* Exercise aim
Identify every line containing the word "TypeScript" and reproduce each one.

* Data provided
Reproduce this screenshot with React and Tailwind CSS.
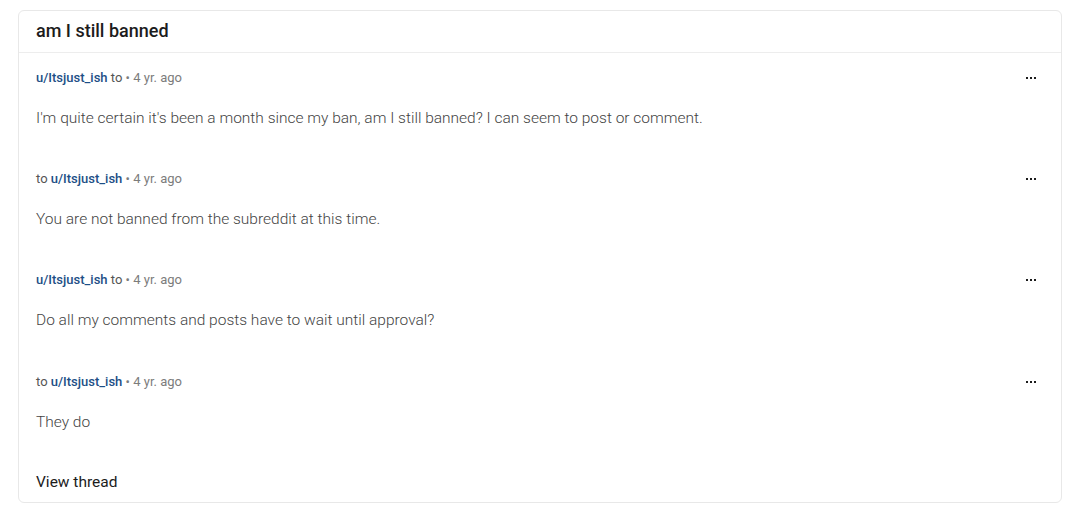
import React from 'react';

const messages = [
  { fromMe: true, time: '4 yr. ago', body: "I'm quite certain it's been a month since my ban, am I still banned? I can seem to post or comment." },
  { fromMe: false, time: '4 yr. ago', body: 'You are not banned from the subreddit at this time.' },
  { fromMe: true, time: '4 yr. ago', body: 'Do all my comments and posts have to wait until approval?' },
  { fromMe: false, time: '4 yr. ago', body: 'They do' },
];

function Dots() {
  return (
    <button className="flex items-center gap-[2px] px-1 h-4" aria-label="More options">
      <span className="w-[2px] h-[2px] bg-[#1c1c1c]" />
      <span className="w-[2px] h-[2px] bg-[#1c1c1c]" />
      <span className="w-[2px] h-[2px] bg-[#1c1c1c]" />
    </button>
  );
}

function Message({ msg, last }) {
  const user = <span className="text-[#1d4f86] font-medium">u/Itsjust_ish</span>;
  return (
    <div className={last ? 'pt-[17px] pb-[27px]' : 'pt-[17px] pb-[26px]'}>
      <div className="flex items-center justify-between h-4 text-[13px] leading-4">
        <div className="text-[#555]">
          {msg.fromMe ? (
            <>
              {user} <span>to</span>
            </>
          ) : (
            <>
              <span>to</span> {user}
            </>
          )}
          <span className="text-[#7c7c7c]"> • {msg.time}</span>
        </div>
        <div className="mr-[4px]">
          <Dots />
        </div>
      </div>
      <p className="mt-[22px] text-[15.5px] leading-5 font-light text-[#444]">{msg.body}</p>
    </div>
  );
}

export default function App() {
  return (
    <div className="min-h-screen bg-white pt-[10px] px-[18px]" style={{ fontFamily: 'Roboto, "Noto Sans", sans-serif' }}>
      <div className="border border-[#e8e8e8] rounded-[6px] bg-white">
        <div className="border-b border-[#ededed] px-[17px] pt-2 pb-[9px]">
          <h1 className="text-lg leading-6 font-medium text-[#1c1c1c]">am I still banned</h1>
        </div>
        <div className="px-[17px]">
          {messages.map((m, i) => (
            <Message key={i} msg={m} last={i === 2} />
          ))}
          <div className="pt-[14px] pb-[10px] text-[15.5px] leading-5 text-[#1c1c1c]">
            View thread
          </div>
        </div>
      </div>
    </div>
  );
}
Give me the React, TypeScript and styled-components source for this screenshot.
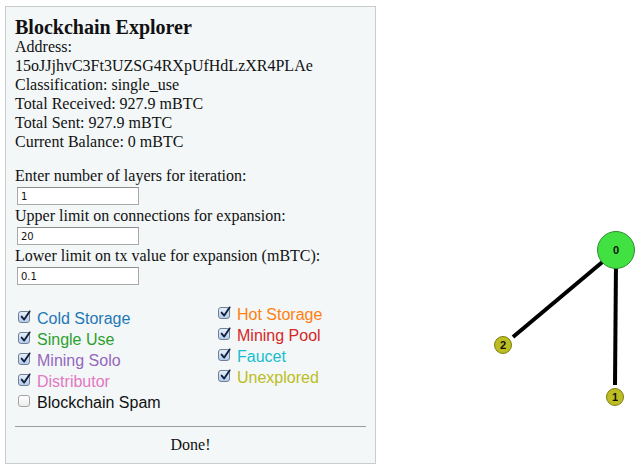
import React from "react";
import styled, { createGlobalStyle } from "styled-components";

const GlobalStyle = createGlobalStyle`
	html, body {
		margin: 0;
		padding: 0;
		background: #ffffff;
	}
	body {
		font-family: "Liberation Serif", "Times New Roman", serif;
		font-size: 16px;
		color: #111111;
	}
`;

const categories = [
	[
		{ label: "Cold Storage", color: "#1f77b4", checked: true },
		{ label: "Single Use", color: "#2ca02c", checked: true },
		{ label: "Mining Solo", color: "#9467bd", checked: true },
		{ label: "Distributor", color: "#e377c2", checked: true },
		{ label: "Blockchain Spam", color: "#111111", checked: false },
	],
	[
		{ label: "Hot Storage", color: "#ff7f0e", checked: true },
		{ label: "Mining Pool", color: "#d62728", checked: true },
		{ label: "Faucet", color: "#17becf", checked: true },
		{ label: "Unexplored", color: "#bcbd22", checked: true },
	],
];

const fields = [
	{ label: "Enter number of layers for iteration:", value: "1" },
	{ label: "Upper limit on connections for expansion:", value: "20" },
	{ label: "Lower limit on tx value for expansion (mBTC):", value: "0.1" },
];

const info = [
	"Address:",
	"15oJJjhvC3Ft3UZSG4RXpUfHdLzXR4PLAe",
	"Classification: single_use",
	"Total Received: 927.9 mBTC",
	"Total Sent: 927.9 mBTC",
	"Current Balance: 0 mBTC",
];

const nodes = [
	{ id: "0", x: 616, y: 250, r: 18.5, fill: "#41e141", stroke: "#2f8f2f", size: 11 },
	{ id: "1", x: 615, y: 397, r: 8.5, fill: "#bcbd22", stroke: "#7d7e10", size: 11 },
	{ id: "2", x: 503, y: 345, r: 8.5, fill: "#bcbd22", stroke: "#7d7e10", size: 11 },
];

const links = [
	{ x1: 606, y1: 259, x2: 513, y2: 337 },
	{ x1: 616, y1: 262, x2: 615, y2: 385 },
];

const CheckBox = ({ checked }: { checked: boolean }) => (
	<Box $checked={checked}>
		<HiddenInput type="checkbox" checked={checked} readOnly />
		{checked && (
			<svg width="13" height="13" viewBox="0 0 13 13">
				<path
					d="M2.6 6.6 L5.2 9.6 L10.6 1.4"
					fill="none"
					stroke="#14213d"
					strokeWidth="1.9"
					strokeLinecap="round"
					strokeLinejoin="round"
				/>
			</svg>
		)}
	</Box>
);

const Graph = () => (
	<Canvas width="265" height="476" viewBox="376 0 265 476">
		{links.map((l, i) => (
			<line key={i} {...l} stroke="#000000" strokeWidth="4" />
		))}
		{nodes.map((n) => (
			<g key={n.id}>
				<circle cx={n.x} cy={n.y} r={n.r} fill={n.fill} stroke={n.stroke} strokeWidth="1" />
				<NodeLabel x={n.x} y={n.y + n.size * 0.36} $size={n.size} textAnchor="middle">
					{n.id}
				</NodeLabel>
			</g>
		))}
	</Canvas>
);

const App = () => {
	return (
		<>
			<GlobalStyle />
			<Page>
				<Panel>
					<Title>Blockchain Explorer</Title>
					<Info>
						{info.map((line) => (
							<Line key={line}>{line}</Line>
						))}
					</Info>
					<Form>
						{fields.map((f) => (
							<div key={f.label}>
								<Line>{f.label}</Line>
								<InputRow>
									<TextInput type="text" defaultValue={f.value} />
								</InputRow>
							</div>
						))}
					</Form>
					<Legend>
						{categories.map((col, ci) => (
							<Column key={ci} $shift={ci === 1}>
								{col.map((c) => (
									<Option key={c.label} $color={c.color}>
										<CheckBox checked={c.checked} />
										{c.label}
									</Option>
								))}
							</Column>
						))}
					</Legend>
					<Divider />
					<Done>Done!</Done>
				</Panel>
				<Graph />
			</Page>
		</>
	);
};

export default App;

const Page = styled.div`
	display: flex;
	align-items: flex-start;
	padding: 6px 0 0 5px;
	width: 641px;
	height: 476px;
	box-sizing: border-box;
	overflow: hidden;
`;

const Panel = styled.div`
	box-sizing: border-box;
	width: 371px;
	padding: 10px 9px 9px;
	background: #f3f7f8;
	border: 1px solid #c9cccd;
	flex-shrink: 0;
`;

const Title = styled.h1`
	margin: 0;
	font-size: 20px;
	line-height: 20px;
	font-weight: 700;
`;

const Info = styled.div`
	display: flex;
	flex-direction: column;
`;

const Line = styled.div`
	line-height: 19px;
	white-space: nowrap;
`;

const Form = styled.div`
	margin-top: 15px;
`;

const InputRow = styled.div`
	box-sizing: border-box;
	height: 21px;
	padding: 2px 0 0 2px;
`;

const TextInput = styled.input`
	display: block;
	box-sizing: border-box;
	width: 122px;
	height: 18px;
	margin: 0;
	padding: 1px 3px 0;
	border: 1px solid #a9a9a9;
	border-top-color: #8e8e8e;
	background: #ffffff;
	font-family: "DejaVu Sans", "Liberation Sans", sans-serif;
	font-size: 10px;
	color: #111111;
	outline: none;
`;

const Legend = styled.div`
	display: grid;
	grid-template-columns: 200px 151px;
	align-items: start;
	margin-top: 22px;
`;

const Column = styled.div<{ $shift?: boolean }>`
	display: flex;
	flex-direction: column;
	margin-top: ${({ $shift }) => ($shift ? "-4px" : "0")};
`;

const Option = styled.label<{ $color: string }>`
	display: flex;
	align-items: center;
	height: 21px;
	padding-left: 3px;
	font-family: "Liberation Sans", Arial, sans-serif;
	font-size: 16px;
	color: ${({ $color }) => $color};
	white-space: nowrap;
`;

const Box = styled.span<{ $checked: boolean }>`
	position: relative;
	display: inline-flex;
	align-items: center;
	justify-content: center;
	box-sizing: border-box;
	width: 12px;
	height: 12px;
	margin: -3px 7px 0 0;
	border: 1px solid ${({ $checked }) => ($checked ? "#6f7f96" : "#a4a4a4")};
	border-radius: 3px;
	background: ${({ $checked }) =>
		$checked
			? "linear-gradient(#e6effa, #b4cdec)"
			: "linear-gradient(#ffffff, #ececec)"};

	svg {
		position: absolute;
		left: 0;
		top: -2px;
	}
`;

const HiddenInput = styled.input`
	position: absolute;
	opacity: 0;
	width: 0;
	height: 0;
	margin: 0;
`;

const Divider = styled.hr`
	margin: 13px 0 0;
	border: none;
	border-top: 1px solid #9c9c9c;
	height: 0;
`;

const Done = styled.div`
	margin-top: 8px;
	line-height: 19px;
	text-align: center;
`;

const Canvas = styled.svg`
	display: block;
	margin-top: -6px;
	flex-shrink: 0;
`;

const NodeLabel = styled.text<{ $size: number }>`
	font-family: "Liberation Sans", Arial, sans-serif;
	font-weight: 700;
	font-size: ${({ $size }) => `${$size}px`};
	fill: #111111;
`;
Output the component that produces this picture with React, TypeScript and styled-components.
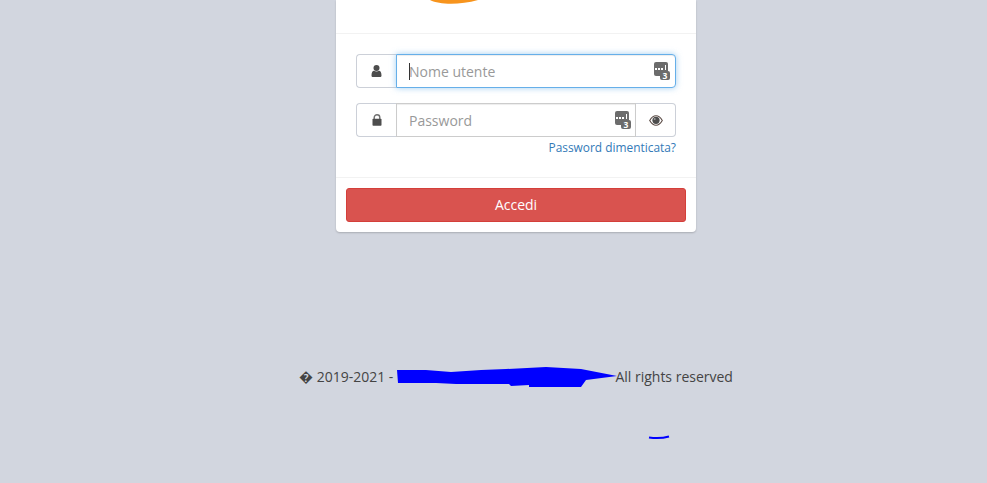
import React from 'react';
import styled, { createGlobalStyle } from 'styled-components';

const GlobalStyle = createGlobalStyle`
    html, body {
        background: #d2d6df;
        height: 100%;
        margin: 0;
    }
    body {
        color: #444;
        font-family: "Open Sans", "Liberation Sans", sans-serif;
        overflow: hidden;
    }
`;

const Page = styled.div`
    align-items: center;
    box-sizing: border-box;
    display: flex;
    flex-direction: column;
    height: 483px;
    padding-left: 45px;
`;

const Card = styled.div`
    background: #fff;
    border-radius: 0 0 4px 4px;
    box-shadow: 0 1px 2px rgba(0, 0, 0, 0.2);
    width: 360px;
`;

const LogoSection = styled.div`
    border-bottom: 1px solid #f2f2f2;
    height: 33px;
    overflow: hidden;
    padding-left: 92px;
`;

const FormSection = styled.div`
    border-bottom: 1px solid #f2f2f2;
    display: flex;
    flex-direction: column;
    height: 123px;
    padding: 20px 20px 0;
`;

const InputGroup = styled.div<{ $focused?: boolean }>`
    display: flex;
    height: 34px;
    margin-bottom: ${({ $focused }) => ($focused ? '15px' : '0')};
`;

const Addon = styled.span<{ $side: 'left' | 'right' }>`
    align-items: center;
    background: #fff;
    border: 1px solid #ccd0d8;
    border-left-width: ${({ $side }) => ($side === 'left' ? '1px' : '0')};
    border-radius: ${({ $side }) => ($side === 'left' ? '4px 0 0 4px' : '0 4px 4px 0')};
    border-right-width: ${({ $side }) => ($side === 'left' ? '0' : '1px')};
    box-sizing: border-box;
    display: flex;
    flex-shrink: 0;
    justify-content: center;
    width: 40px;
`;

const FieldWrap = styled.div`
    flex: 1;
    min-width: 0;
    position: relative;
`;

const Field = styled.input<{ $focused?: boolean; $last?: boolean }>`
    background: #fff;
    border: 1px solid ${({ $focused }) => ($focused ? '#66afe9' : '#ccc')};
    border-radius: ${({ $last }) => ($last ? '0 4px 4px 0' : '0')};
    box-shadow: ${({ $focused }) =>
        $focused ? 'inset 0 1px 1px rgba(0,0,0,.075), 0 0 6px rgba(102,175,233,.6)' : 'inset 0 1px 1px rgba(0,0,0,.075)'};
    box-sizing: border-box;
    color: #555;
    font-family: inherit;
    font-size: 14px;
    height: 34px;
    outline: none;
    padding: 6px 12px;
    width: 100%;

    &::placeholder {
        color: #999;
        opacity: 1;
    }
`;

const Caret = styled.span`
    background: #333;
    height: 17px;
    left: 13px;
    position: absolute;
    top: 9px;
    width: 1px;
`;

const KeeperBadge = styled.svg<{ $right: number }>`
    height: 18px;
    position: absolute;
    right: ${({ $right }) => $right}px;
    top: 8px;
    width: 16px;
`;

const ForgotRow = styled.div`
    display: flex;
    justify-content: flex-end;
    line-height: 20px;
`;

const ForgotLink = styled.a`
    color: #337ab7;
    font-size: 11.9px;
    text-decoration: none;
`;

const ButtonSection = styled.div`
    display: flex;
    padding: 10px;
`;

const SubmitButton = styled.button`
    background: #d9534f;
    border: 1px solid #d43f3a;
    border-radius: 3px;
    color: #fff;
    font-family: inherit;
    font-size: 14px;
    height: 34px;
    padding: 0 0 2px;
    width: 100%;
`;

const Copyright = styled.div`
    align-items: center;
    color: #444;
    display: flex;
    font-size: 14px;
    line-height: 20px;
    margin-top: 134px;
    white-space: pre;
`;

const Scribble = styled.svg`
    flex-shrink: 0;
    height: 22px;
    margin: 0 -3px 0 3px;
    width: 222px;
`;

const BottomMark = styled.svg`
    height: 5px;
    margin: 47px 0 0 285px;
    width: 22px;
`;

const UserIcon = () => (
    <svg width="11" height="12" viewBox="0 0 11 12">
        <circle cx="5.5" cy="3" r="3" fill="#4d4d4d" />
        <path d="M0.5 10.5 C0.5 7.5 1.5 5.8 3 5.8 C4.3 6.8 6.7 6.8 8 5.8 C9.5 5.8 10.5 7.5 10.5 10.5 C10.5 11.5 9.8 12 9 12 H2 C1.2 12 0.5 11.5 0.5 10.5 Z" fill="#4d4d4d" />
    </svg>
);

const LockIcon = () => (
    <svg width="10" height="12" viewBox="0 0 10 12">
        <path d="M2.2 5.5 V3.5 C2.2 -0.2 7.8 -0.2 7.8 3.5 V5.5" fill="none" stroke="#6f6f6f" strokeWidth="1.4" />
        <rect x="0.5" y="4.8" width="9" height="7" rx="0.8" fill="#4d4d4d" />
    </svg>
);

const EyeIcon = () => (
    <svg width="14" height="11" viewBox="0 0 14 11">
        <path d="M0.7 5.5 C3 1.5 5 0.8 7 0.8 C9 0.8 11 1.5 13.3 5.5 C11 9.5 9 10.2 7 10.2 C5 10.2 3 9.5 0.7 5.5 Z" fill="none" stroke="#5a4a44" strokeWidth="1.1" />
        <circle cx="7" cy="5.3" r="3.6" fill="#4d4d4d" />
        <circle cx="5.7" cy="4" r="1" fill="#9a9a9a" />
    </svg>
);

const Keeper = ({ right }: { right: number }) => (
    <KeeperBadge $right={right} viewBox="0 0 16 18">
        <rect x="0" y="0" width="14" height="14" rx="2" fill="#6c6c6c" />
        <rect x="1" y="6" width="2" height="2" fill="#fff" />
        <rect x="4" y="6" width="2" height="2" fill="#fff" />
        <rect x="7" y="6" width="2" height="2" fill="#fff" />
        <rect x="11" y="3" width="1" height="5" fill="#fff" />
        <rect x="6" y="9" width="10" height="9" rx="2" fill="#6c6c6c" />
        <text x="11" y="16.5" fontSize="8.5" fontWeight="700" fill="#fff" textAnchor="middle" fontFamily="Open Sans">3</text>
    </KeeperBadge>
);

export default function App() {
    return (
        <Page>
            <GlobalStyle />
            <Card>
                <LogoSection>
                    <svg width="60" height="5" viewBox="0 0 60 5" style={{ display: 'block' }}>
                        <path d="M2 0 C12 5 32 5 50 0 Z" fill="#f7941d" />
                    </svg>
                </LogoSection>
                <FormSection>
                    <InputGroup $focused>
                        <Addon $side="left">
                            <UserIcon />
                        </Addon>
                        <FieldWrap>
                            <Field $focused $last placeholder="Nome utente" readOnly />
                            <Caret />
                            <Keeper right={6} />
                        </FieldWrap>
                    </InputGroup>
                    <InputGroup>
                        <Addon $side="left">
                            <LockIcon />
                        </Addon>
                        <FieldWrap>
                            <Field placeholder="Password" type="password" readOnly />
                            <Keeper right={5} />
                        </FieldWrap>
                        <Addon $side="right">
                            <EyeIcon />
                        </Addon>
                    </InputGroup>
                    <ForgotRow>
                        <ForgotLink href="#">Password dimenticata?</ForgotLink>
                    </ForgotRow>
                </FormSection>
                <ButtonSection>
                    <SubmitButton>Accedi</SubmitButton>
                </ButtonSection>
            </Card>
            <Copyright>
                <span>� 2019-2021 -</span>
                <Scribble viewBox="0 0 222 22">
                    <path
                        d="M1 4 L30 4 L55 6 L85 4 L110 3 L150 1 L185 3 L221 10 L190 14 L185 21 L133 21 L133 19 L115 20 L113 18 L60 18 L40 17 L2 17 Z"
                        fill="#0000ff"
                    />
                </Scribble>
                <span>All rights reserved</span>
            </Copyright>
            <BottomMark viewBox="0 0 22 5">
                <path d="M1 2.5 C8 3.5 14 3.5 21 1.5" stroke="#0000ff" strokeWidth="2" fill="none" />
            </BottomMark>
        </Page>
    );
}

* Solution below
Give me the React, TypeScript and styled-components source for this screenshot.
Output the component that produces this picture with React, TypeScript and styled-components.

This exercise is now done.